* [Direction] Transcribe the full listing exactly, and drop every picture.

══ Data segment ══

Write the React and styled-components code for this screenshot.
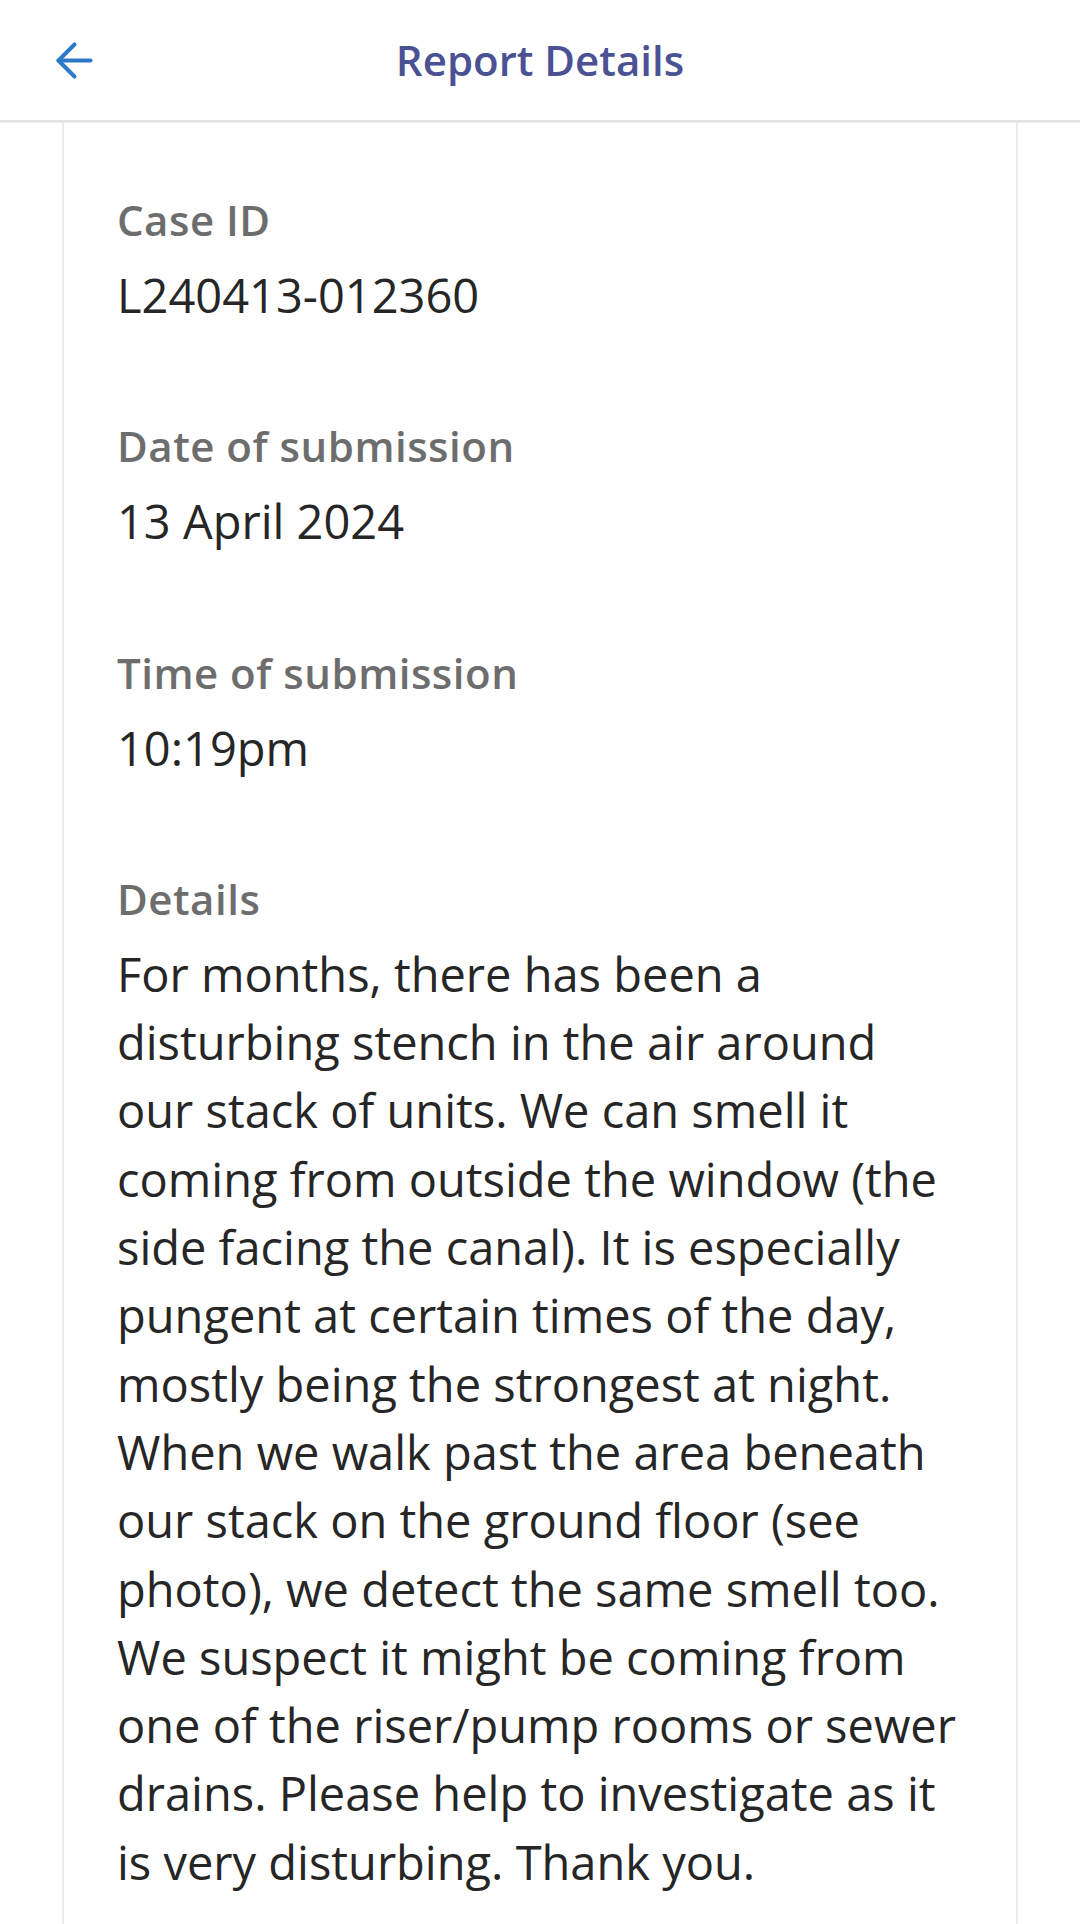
import styled, { createGlobalStyle } from "styled-components";
import { ArrowLeft } from "lucide-react";

const fields = [
  { label: "Case ID", value: "L240413-012360" },
  { label: "Date of submission", value: "13 April 2024" },
  { label: "Time of submission", value: "10:19pm" },
  {
    label: "Details",
    value:
      "For months, there has been a disturbing stench in the air around our stack of units. We can smell it coming from outside the window (the side facing the canal). It is especially pungent at certain times of the day, mostly being the strongest at night. When we walk past the area beneath our stack on the ground floor (see photo), we detect the same smell too. We suspect it might be coming from one of the riser/pump rooms or sewer drains. Please help to investigate as it is very disturbing. Thank you.",
  },
];

const App = () => {
  return (
    <Page>
      <GlobalStyle />
      <Header>
        <BackButton aria-label="Back">
          <ArrowLeft size={55} strokeWidth={1.75} />
        </BackButton>
        <Title>Report Details</Title>
        <span />
      </Header>
      <Card>
        {fields.map((field) => (
          <Field key={field.label}>
            <Label>{field.label}</Label>
            <Value>{field.value}</Value>
          </Field>
        ))}
      </Card>
    </Page>
  );
};

export default App;

const GlobalStyle = createGlobalStyle`
  html, body {
    margin: 0;
    padding: 0;
    overflow: hidden;
    background: #ffffff;
  }
  * {
    box-sizing: border-box;
  }
`;

const Page = styled.div`
  display: flex;
  flex-direction: column;
  min-height: 1924px;
  font-family: "Open Sans", "Noto Sans", sans-serif;
  background: #ffffff;
`;

const Header = styled.header`
  flex-shrink: 0;
  display: grid;
  grid-template-columns: 140px 1fr 140px;
  align-items: center;
  height: 122px;
  border-bottom: 2px solid #e2e4e4;
  box-shadow: 0 1px 0 #eef0f0;
`;

const BackButton = styled.button`
  display: flex;
  align-items: center;
  justify-content: flex-start;
  padding: 0 0 0 47px;
  border: none;
  background: none;
  color: #2c78c9;
  cursor: pointer;
  height: 100%;
`;

const Title = styled.h1`
  margin: 0;
  text-align: center;
  font-size: 42px;
  font-weight: 600;
  color: #4a5294;
  line-height: 1;
`;

const Card = styled.main`
  flex: 1 0 auto;
  margin: 0 62px;
  padding: 70px 53px 70px 53px;
  border-left: 2px solid #ebebeb;
  border-right: 2px solid #ebebeb;
  display: flex;
  flex-direction: column;
  gap: 89px;
`;

const Field = styled.section`
  display: flex;
  flex-direction: column;
  gap: 14px;
`;

const Label = styled.div`
  font-size: 42px;
  line-height: 55px;
  font-weight: 600;
  letter-spacing: 0.5px;
  color: #6d6d6d;
`;

const Value = styled.div`
  font-size: 47px;
  line-height: 68.3px;
  font-weight: 400;
  color: #262626;
`;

═══

* [Reply to the exercise]
Write the React and styled-components code for this screenshot.
import styled, { createGlobalStyle } from "styled-components";
import { ArrowLeft } from "lucide-react";

const fields = [
  { label: "Case ID", value: "L240413-012360" },
  { label: "Date of submission", value: "13 April 2024" },
  { label: "Time of submission", value: "10:19pm" },
  {
    label: "Details",
    value:
      "For months, there has been a disturbing stench in the air around our stack of units. We can smell it coming from outside the window (the side facing the canal). It is especially pungent at certain times of the day, mostly being the strongest at night. When we walk past the area beneath our stack on the ground floor (see photo), we detect the same smell too. We suspect it might be coming from one of the riser/pump rooms or sewer drains. Please help to investigate as it is very disturbing. Thank you.",
  },
];

const App = () => {
  return (
    <Page>
      <GlobalStyle />
      <Header>
        <BackButton aria-label="Back">
          <ArrowLeft size={55} strokeWidth={1.75} />
        </BackButton>
        <Title>Report Details</Title>
        <span />
      </Header>
      <Card>
        {fields.map((field) => (
          <Field key={field.label}>
            <Label>{field.label}</Label>
            <Value>{field.value}</Value>
          </Field>
        ))}
      </Card>
    </Page>
  );
};

export default App;

const GlobalStyle = createGlobalStyle`
  html, body {
    margin: 0;
    padding: 0;
    overflow: hidden;
    background: #ffffff;
  }
  * {
    box-sizing: border-box;
  }
`;

const Page = styled.div`
  display: flex;
  flex-direction: column;
  min-height: 1924px;
  font-family: "Open Sans", "Noto Sans", sans-serif;
  background: #ffffff;
`;

const Header = styled.header`
  flex-shrink: 0;
  display: grid;
  grid-template-columns: 140px 1fr 140px;
  align-items: center;
  height: 122px;
  border-bottom: 2px solid #e2e4e4;
  box-shadow: 0 1px 0 #eef0f0;
`;

const BackButton = styled.button`
  display: flex;
  align-items: center;
  justify-content: flex-start;
  padding: 0 0 0 47px;
  border: none;
  background: none;
  color: #2c78c9;
  cursor: pointer;
  height: 100%;
`;

const Title = styled.h1`
  margin: 0;
  text-align: center;
  font-size: 42px;
  font-weight: 600;
  color: #4a5294;
  line-height: 1;
`;

const Card = styled.main`
  flex: 1 0 auto;
  margin: 0 62px;
  padding: 70px 53px 70px 53px;
  border-left: 2px solid #ebebeb;
  border-right: 2px solid #ebebeb;
  display: flex;
  flex-direction: column;
  gap: 89px;
`;

const Field = styled.section`
  display: flex;
  flex-direction: column;
  gap: 14px;
`;

const Label = styled.div`
  font-size: 42px;
  line-height: 55px;
  font-weight: 600;
  letter-spacing: 0.5px;
  color: #6d6d6d;
`;

const Value = styled.div`
  font-size: 47px;
  line-height: 68.3px;
  font-weight: 400;
  color: #262626;
`;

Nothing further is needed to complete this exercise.